Urban policy has long attempted to, at the very least, slow things down. Decades of failed attempts to anchor the country together, initially kickstarted by post-war instability, made the subsequent deindustrialisation of the North feel even more surreal. What had once felt like filling a crack in the wall was now perhaps more akin to stapling together the Titanic. Existing policy just was not enough, and, pre-occupied with other more ideological issues, the Thatcher government of the 80s seemed more than content to leave the North of England behind. To keep the analogy going, the “knowledge-economy” ship had, officially, sailed; the economy began to shift, and many cities fell into a spiral of decline.  

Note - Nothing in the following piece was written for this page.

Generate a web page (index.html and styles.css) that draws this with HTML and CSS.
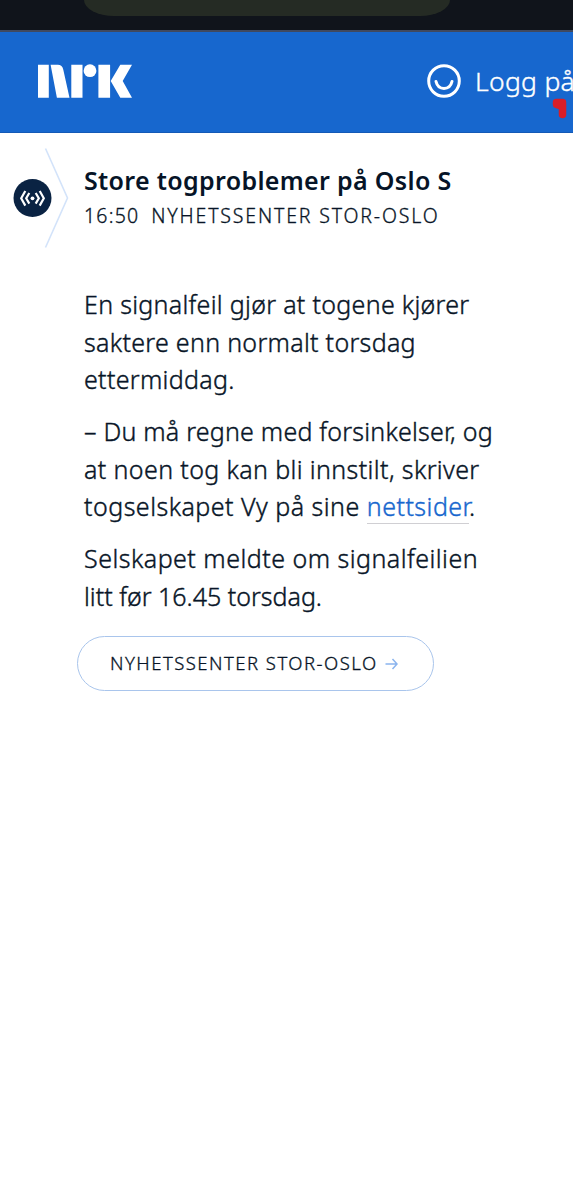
FILE: index.html
```html
<!DOCTYPE html>
<html lang="no">
<head>
<meta charset="utf-8">
<title>Store togproblemer på Oslo S</title>
<link rel="stylesheet" href="styles.css">
</head>
<body>
<div class="browser-bar"><div class="address-pill"></div></div>
<header class="site-header">
  <svg class="logo" viewBox="0 0 94 34" role="img" aria-label="NRK">
    <path d="M0 .8h10.800v32.900H0zM12.600.8h7.200q4.500 0 5.500 5l6.200 27.900H18.900zM33.300.8h11.200v32.900H33.300zM60.400.8h11.700v32.900H60.400zM82.300.8H94L84.700 17 94 33.700H82.300L72.700 17z"/>
    <circle cx="52" cy="6.700" r="6.400"/>
  </svg>
  <div class="login">
    <svg class="login-icon" viewBox="0 0 34 34"><circle cx="17" cy="17" r="15.300"/><path d="M9 17.500c2.200 9.300 13.800 9.300 16 0"/></svg>
    <span class="login-text">Logg på</span>
    <svg class="red-mark" viewBox="0 0 15 21"><path d="M4.500 4.500h6v12M4.500 4.500v2l6 2"/></svg>
  </div>
</header>
<main class="feed">
  <article class="post">
    <div class="marker">
      <svg class="marker-icon" viewBox="0 0 72 110">
        <path class="chevron" d="M45.500 8.500 67.500 58 45.500 107.500"/>
        <circle class="disc" cx="32.500" cy="58" r="19"/>
        <path class="waves" d="M25.300 51 21.200 58.300l4.100 7.300M29.300 53 26.200 58.300l3.100 5.300M39.700 51l4.100 7.300-4.100 7.300M35.700 53l3.100 5.300-3.100 5.300"/>
        <circle class="dot" cx="32.500" cy="58.300" r="1.900"/>
      </svg>
    </div>
    <div class="content">
      <h1 class="title">Store togproblemer på Oslo S</h1>
      <div class="meta"><time>16:50</time><span class="source">NYHETSSENTER STOR-OSLO</span></div>
      <div class="body">
        <p><span class="line l1">En signalfeil gjør at togene kjører</span> <span class="line l2">saktere enn normalt torsdag</span> <span class="line l3">ettermiddag.</span></p>
        <p><span class="line l4">– Du må regne med forsinkelser, og</span> <span class="line l5">at noen tog kan bli innstilt, skriver</span> <span class="line l6">togselskapet Vy på sine <a class="link">nettsider</a>.</span></p>
        <p><span class="line l7">Selskapet meldte om signalfeilien</span> <span class="line l8">litt før 16.45 torsdag.</span></p>
      </div>
      <a class="more"><span class="more-label">NYHETSSENTER STOR-OSLO</span><svg class="arrow" viewBox="0 0 13 12"><path d="M.5 6H12M7.500 1l4.500 5-4.500 5"/></svg></a>
    </div>
  </article>
</main>
</body>
</html>
```
FILE: styles.css
```css
* { box-sizing: border-box; }
body {
  margin: 0;
  min-height: 1200px;
  background: #fff;
  color: #081527;
  font-family: "Noto Sans", sans-serif;
  overflow: hidden;
}
.browser-bar {
  height: 32px;
  background: #10141b;
  border-bottom: 2px solid #40495f;
  padding-left: 84px;
}
.address-pill {
  width: 366px;
  height: 16px;
  background: #252b24;
  border-radius: 0 0 30px 30px / 0 0 16px 16px;
}
.site-header {
  height: 101px;
  background: #1767ce;
  display: flex;
  align-items: center;
  justify-content: space-between;
  padding: 0 0 2px 38px;
  border-bottom: 1px solid #1459b6;
}
.logo { width: 94px; height: 34px; fill: #fff; }
.login {
  position: relative;
  width: 146px;
  display: flex;
  align-items: center;
  gap: 14px;
  white-space: nowrap;
  color: #fff;
}
.login-icon { flex: none; width: 34px; height: 34px; fill: none; stroke: #fff; stroke-width: 3; stroke-linecap: round; }
.login-text { font-size: 26.5px; line-height: 36px; font-weight: 300; letter-spacing: .3px; -webkit-text-stroke: .4px currentColor; }
.red-mark { position: absolute; left: 125px; top: 35px; width: 15px; height: 21px; fill: none; stroke: #d81e28; stroke-width: 7.5; stroke-linecap: round; stroke-linejoin: round; }
.post { display: grid; grid-template-columns: 84px 1fr; padding-top: 7px; }
.marker-icon { display: block; width: 72px; height: 110px; fill: none; }
.chevron { stroke: #d3e3fa; stroke-width: 1.6; }
.disc { fill: #0a2343; }
.waves { stroke: #fff; stroke-width: 2.2; }
.dot { fill: #fff; }
.content { padding-top: 21px; }
.title { margin: 0; font-size: 25px; font-weight: 600; line-height: 38px; letter-spacing: .33px; color: #061427; white-space: nowrap; }
.meta { display: flex; gap: 12px; padding-top: 1px; font-size: 19.5px; line-height: 32px; font-weight: 300; letter-spacing: 1.2px; -webkit-text-stroke: .3px currentColor; }
.source { letter-spacing: 1.83px; }
.body { padding-top: 54px; font-size: 25px; line-height: 37.5px; font-weight: 300; -webkit-text-stroke: .4px currentColor; }
.body p { margin: 0 0 14.5px; }
.line { display: block; white-space: nowrap; }
.l1, .l2, .l3 { letter-spacing: .3px; }
.l4 { letter-spacing: .22px; }
.l5 { letter-spacing: .38px; }
.l6, .l7 { letter-spacing: .48px; }
.link { color: #1767ce; border-bottom: 1.5px solid #d0cfd3; }
.more {
  display: flex;
  align-items: center;
  width: 357px;
  height: 55px;
  margin: 20.5px 0 0 -7px;
  padding: 0 0 2px 32px;
  border: 1.3px solid #a9c5ec;
  border-radius: 28px;
  font-size: 18.5px;
  font-weight: 300;
  letter-spacing: 1.47px;
  -webkit-text-stroke: .3px currentColor;
  gap: 7px;
  white-space: nowrap;
}
.arrow { width: 13px; height: 12px; margin-top: 3px; fill: none; stroke: #8bb4ee; stroke-width: 1.5; }
```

It would be rash to argue that all past policy-based attempts have been ineffective, but it’s certainly safe to say that recent policy has proved to be much more successful. Perhaps the most notable would be that of David Cameron’s Northern Powerhouse Strategy, which arguably laid the foundations for Levelling Up. Though far from perfect, Cameron shared many of the same dreams, with great plans for improved productivity at its heart. In fact, ONS data suggests that since 2003, the GVA in the eleven largest cities outside of London has grown 10% faster than the UK average. Many of these were northern cities, with Greater Manchester, Birmingham and Leeds all nabbing top spots. Though not necessarily reflective of long-term change, it’s clear that the North has undoubtably come to the political foreground, despite its mixed results. If deindustrialisation is the war, then public policy has quite clearly been something of a blunt sword – capable of some significant damage when wielded effectively, but not quite enough to put an end to anything. 

So, what’s next?  

The effective delivery of funding is one place to start. With the Levelling Up White Paper came Round Two of the Levelling Up Fund Prospectus. Initial focuses are those designed to improve perception of place, like regeneration projects; something the Government has identified as one of the most important ‘pull’ factors in attracting investment. But amid an economic crisis, the highest tax rates in 40 years, and rapidly increasing energy prices, it’s hard to rationalise funding commitments for projects unactionable until 10, 20 or even 30 years down the road. 

A report by the House of Commons Public Accounts committee found that not only did the Government not actually evaluate the effects of flagship funding, but the principles with which winners were decided only after applications were submitted offering little transparency. It’s effectively like eBay for Westminster. They’re bidding with taxpayers’ money, and how fast you sell your item depends on how good you may be at manipulating the system. 

Even if this wasn’t the case, there’s still not much in the way of longer-term plans, with equally little detail for funding past 2050. Given that many of the plans are not actionable for at least the next 10 years, and that Westminster is even self-admittedly missing many of the “illustrative estimates” that should have probably been established before promising billions in funding, it’s difficult to evaluate how effective this auction will be. 

As it stands, there is also a clear discrepancy between the standard of education in the North and that of the South, and this very quickly becomes representative of the opportunities available to young people. Fewer than 40% of 16 to 18-year-olds in the North go on to further study/training, so it’s difficult to imagine how many more hoops they’ll have to go through to get those tertiary and quaternary jobs Johnson has promised. Rising house prices and cost of living in areas with rapidly growing economies, together with a population who can’t access those highly-skilled, high-paying roles, will likely push the most deprived local populations out. 

The fate of the North rests in the hands of Johnson’s replacement – and with all contenders focused on restoring public faith in the party, as consistently spotlighted in the debates, it’s been pushed down the list of priorities at least until after the election. Rishi Sunak is currently ahead in the leadership contest on MP votes, and while his commitment to Levelling Up has been questioned, he is currently the only candidate with a constituency in the North, also using Teesside as a backdrop to his campaigning at the weekend. 

The new Levelling Up, Housing and Communities Secretary Greg Clark has long been an advocate for the North. Even with solutions lacking, and threat to their deliverance, it’s not entirely unreasonable to hope that Clark could keep us on track. His ties to the North as a Teessider and his personal appointment by Johnson suggest that he’ll stick to the direction originally laid out by the department, though that might ultimately depend on who wins and how long they’ll be in post.  

Whilst Johnson’s intentions were good, it’s clear that it’s not only destabilisation in government that could threaten the development of the North. With the way things are going, it may be that few Northerners will be lucky enough to be on the Levelling Up ship when it sails.